Entretien vérité avec une femme remarquable, créatrice de plusieurs entreprises, qui a accepté de répondre avec sincérité et humilité à mes questions pour ce blog. Je vous livre ses réponses qui nous inspirent, en rôle modèle dont les femmes (et les hommes) ont besoin dans leur quête de sens.

Bio : Nathalie Lebas-Vautier, fondatrice des marques Ekyog et Marie & Marie, du laboratoire d’éco-design Good Fabric, entrepreneure, slasheuse, utopiste, engagée en faveur de l’environnement, et active au sein du réseau 60 000 rebonds qui accompagne des entrepreneurs ayant déposé le bilan et souhaitant soit recréer une entreprise, soit retrouver un emploi.

« Mon engagement s’explique par mon parcours. Ce qui est très important dans mon parcours, c’est la transmission. La transmission vis-à-vis de mes enfants, la transmission de valeurs, avec un certain regard sur le monde. Ils pourront s’engager chacun à leur façon et ils se feront leur avis lorsqu’ils seront adultes.

Je suis issue d’une famille très modeste, il n’y avait pas d’argent à la maison, pas de réseau, très vite enfant j’ai compris que je ne voulais pas avoir la vie de mes parents. Je suis l’ainée d’une fratrie de trois. J’étais protectrice vis-à-vis de mes petites sœurs. J’ai compris que l’école était un bon moyen de s’en sortir et qu’il fallait que je bosse.
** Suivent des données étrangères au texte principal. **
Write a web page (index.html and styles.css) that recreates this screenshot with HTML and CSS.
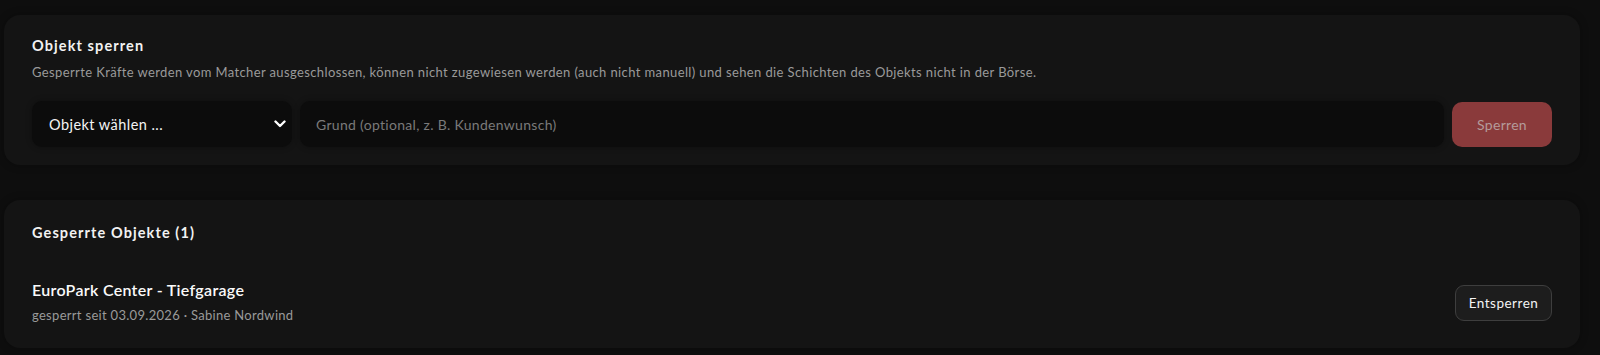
FILE: index.html
```html
<!DOCTYPE html>
<html lang="de">
<head>
<meta charset="utf-8">
<title>Objekt sperren</title>
<link rel="stylesheet" href="styles.css">
</head>
<body>
<main class="page">
  <section class="card">
    <h2 class="card-title">Objekt sperren</h2>
    <p class="card-desc">Gesperrte Kräfte werden vom Matcher ausgeschlossen, können nicht zugewiesen werden (auch nicht manuell) und sehen die Schichten des Objekts nicht in der Börse.</p>
    <div class="form-row">
      <div class="select">
        <span class="select-label">Objekt wählen ...</span>
        <svg class="chevron" width="12" height="8" viewBox="0 0 12 8"><path d="M1.5 1.5 L6 6 L10.5 1.5" fill="none" stroke="#fff" stroke-width="2.4" stroke-linecap="round" stroke-linejoin="round"/></svg>
      </div>
      <div class="input"><span class="placeholder">Grund (optional, z. B. Kundenwunsch)</span></div>
      <button class="btn-danger" disabled>Sperren</button>
    </div>
  </section>
  <section class="card card-list">
    <h2 class="card-title">Gesperrte Objekte (1)</h2>
    <div class="item">
      <div class="item-text">
        <div class="item-name">EuroPark Center - Tiefgarage</div>
        <div class="item-meta">gesperrt seit 03.09.2026 · Sabine Nordwind</div>
      </div>
      <button class="btn-outline">Entsperren</button>
    </div>
  </section>
</main>
</body>
</html>
```

FILE: styles.css
```css
* { box-sizing: border-box; }
html, body { margin: 0; padding: 0; }
body {
  background: #0e0e0e;
  font-family: Lato, "Noto Sans", sans-serif;
  color: #fff;
  height: 355px;
  overflow: hidden;
}
.page {
  padding: 15px 20px 0 4px;
  display: flex;
  flex-direction: column;
  gap: 35px;
}
.card {
  background: #141414;
  border-radius: 16px;
  padding: 22px 28px 18px;
  box-shadow: 0 0 8px rgba(0,0,0,0.3);
}
.card-title {
  margin: 0;
  font-size: 14.5px;
  line-height: 18px;
  font-weight: 700;
  letter-spacing: 1.1px;
  color: #f2f2f2;
}
.card-desc {
  margin: 8px 0 0;
  font-size: 13px;
  line-height: 18px;
  letter-spacing: 0.38px;
  color: #9a9a9a;
}
.form-row {
  margin-top: 20px;
  display: flex;
  gap: 8px;
  align-items: center;
}
.select {
  width: 260px;
  height: 46px;
  background: #0c0c0c;
  border-radius: 10px;
  display: flex;
  align-items: center;
  justify-content: space-between;
  padding: 0 6px 0 17px;
  box-shadow: 0 0 6px rgba(0,0,0,0.3);
}
.select-label { font-size: 14.5px; letter-spacing: 0.45px; color: #f4f4f4; }
.chevron { display: block; }
.input {
  flex: 1;
  height: 46px;
  background: #0c0c0c;
  border-radius: 10px;
  display: flex;
  align-items: center;
  padding: 0 16px;
  box-shadow: 0 0 6px rgba(0,0,0,0.3);
}
.placeholder { font-size: 14px; letter-spacing: 0.3px; color: #7a7a7a; }
.btn-danger {
  width: 100px;
  height: 45px;
  border: none;
  border-radius: 10px;
  background: #8a3a3b;
  color: #b49a9a;
  font-family: inherit;
  font-size: 14px;
  letter-spacing: 0.3px;
}
.card-list { padding-top: 24px; padding-bottom: 24px; }
.item {
  margin-top: 38px;
  display: flex;
  align-items: center;
  justify-content: space-between;
}
.item-name {
  font-size: 16px;
  line-height: 20px;
  font-weight: 600;
  letter-spacing: 0.3px;
  color: #fafafa;
}
.item-meta {
  margin-top: 6px;
  font-size: 13px;
  line-height: 18px;
  letter-spacing: 0.3px;
  color: #9a9a9a;
}
.btn-outline {
  width: 97px;
  height: 36px;
  margin-top: 2px;
  border: 1px solid #3e3e3e;
  border-radius: 9px;
  background: #1d1d1d;
  color: #f4f4f4;
  font-family: inherit;
  font-size: 13.5px;
  letter-spacing: 0.5px;
}
```
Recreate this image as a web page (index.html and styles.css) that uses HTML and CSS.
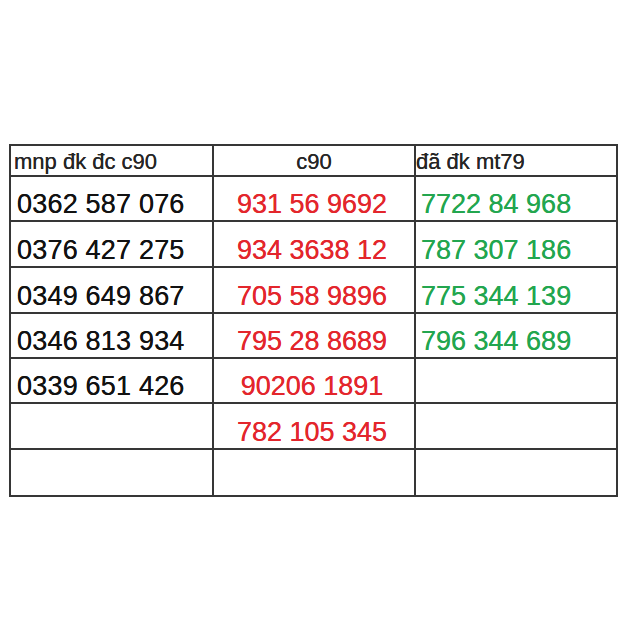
FILE: index.html
```html
<!DOCTYPE html>
<html>
<head>
<meta charset="utf-8">
<link rel="stylesheet" href="styles.css">
</head>
<body>
<div class="sheet">
  <div class="grid">
    <div class="cell head h1 left">mnp đk đc c90</div>
    <div class="cell head h1 center">c90</div>
    <div class="cell head h1 left tight">đã đk mt79</div>

    <div class="cell r45 num black">0362 587 076</div>
    <div class="cell r45 num red center">931 56 9692</div>
    <div class="cell r45 num green">7722 84 968</div>

    <div class="cell r46 num black">0376 427 275</div>
    <div class="cell r46 num red center">934 3638 12</div>
    <div class="cell r46 num green">787 307 186</div>

    <div class="cell r46 num black">0349 649 867</div>
    <div class="cell r46 num red center">705 58 9896</div>
    <div class="cell r46 num green">775 344 139</div>

    <div class="cell r45 num black">0346 813 934</div>
    <div class="cell r45 num red center">795 28 8689</div>
    <div class="cell r45 num green">796 344 689</div>

    <div class="cell r45 num black">0339 651 426</div>
    <div class="cell r45 num red center">90206 1891</div>
    <div class="cell r45 num green"></div>

    <div class="cell r46 num black"></div>
    <div class="cell r46 num red center">782 105 345</div>
    <div class="cell r46 num green"></div>

    <div class="cell r47 num black"></div>
    <div class="cell r47 num red center"></div>
    <div class="cell r47 num green"></div>
  </div>
</div>
</body>
</html>
```
FILE: styles.css
```css
html, body {
  margin: 0;
  padding: 0;
  background: #ffffff;
}
body {
  width: 640px;
  height: 640px;
  font-family: "Liberation Sans", Arial, sans-serif;
}
.sheet {
  padding-top: 144px;
  padding-left: 9px;
}
.grid {
  display: grid;
  grid-template-columns: 203px 202px 202px;
  width: 607px;
  border-top: 2px solid #363636;
  border-left: 2px solid #363636;
}
.cell {
  box-sizing: border-box;
  border-right: 2px solid #363636;
  border-bottom: 2px solid #363636;
  display: flex;
  align-items: flex-end;
  white-space: nowrap;
}
.head {
  font-size: 22px;
  line-height: 20px;
  color: #262626;
  padding-bottom: 3px;
  text-shadow: 0 0 0.4px currentColor;
}
.h1 { height: 31px; }
.r45 { height: 45px; }
.r46 { height: 46px; }
.r47 { height: 47px; }
.left { padding-left: 3px; }
.left.tight { padding-left: 0; }
.center { justify-content: center; padding-left: 0; }
.num {
  font-size: 27px;
  line-height: 27px;
  padding-bottom: 2px;
  text-shadow: 0 0 0.5px currentColor;
}
.black { color: #121212; padding-left: 6px; letter-spacing: 0.2px; }
.red { color: #e3262c; padding-right: 4px; }
.green { color: #23a64f; padding-left: 5px; }
```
Lorsque je tombe enceinte pour la première fois, je me pose plein de questions. Je me demande : « quelle mère je vais être ? C’est quoi être une maman bien ? » parce que je n’ai pas forcément eu l’exemple de ce que j’attendais. Et je me dis « et toi, qu’est-ce que tu fais de bien dans ta vie, c’est quoi ton métier en fait ? » Et c’est ainsi que j’ai pris conscience que le coton dit « naturel » cultivé en Asie était la culture la plus polluante au monde. D’où mon engagement en faveur de l’écologie qui date de 2004, avec la création de la marque Ekyog. J’ai vécu une très belle aventure humaine, avec 50 magasins en France et 130 collaborateurs. Mais en 2015, j’ai dû tout arrêter, l’entreprise ayant été cédée à un fonds d’investissement pour en assurer la pérennité. J’ai alors su ce qu’était un burn out, moi qui n’ai jamais été malade et travaillais sans arrêt. Mon corps a dit stop, j’étais dans un brouillard intérieur magistral, c’est une grande leçon de vie. Il a fallu que j’en parle à mes enfants. Et le clan familial s’est resserré autour de moi, j’ai eu beaucoup de chance d’être entourée ainsi, c’est mon carburant. Après un an et demi, je me suis remise en route. Car je suis avant tout une femme de projets. J’ai alors créé le laboratoire d’éco-design Good Fabric et la marque Marie & Marie.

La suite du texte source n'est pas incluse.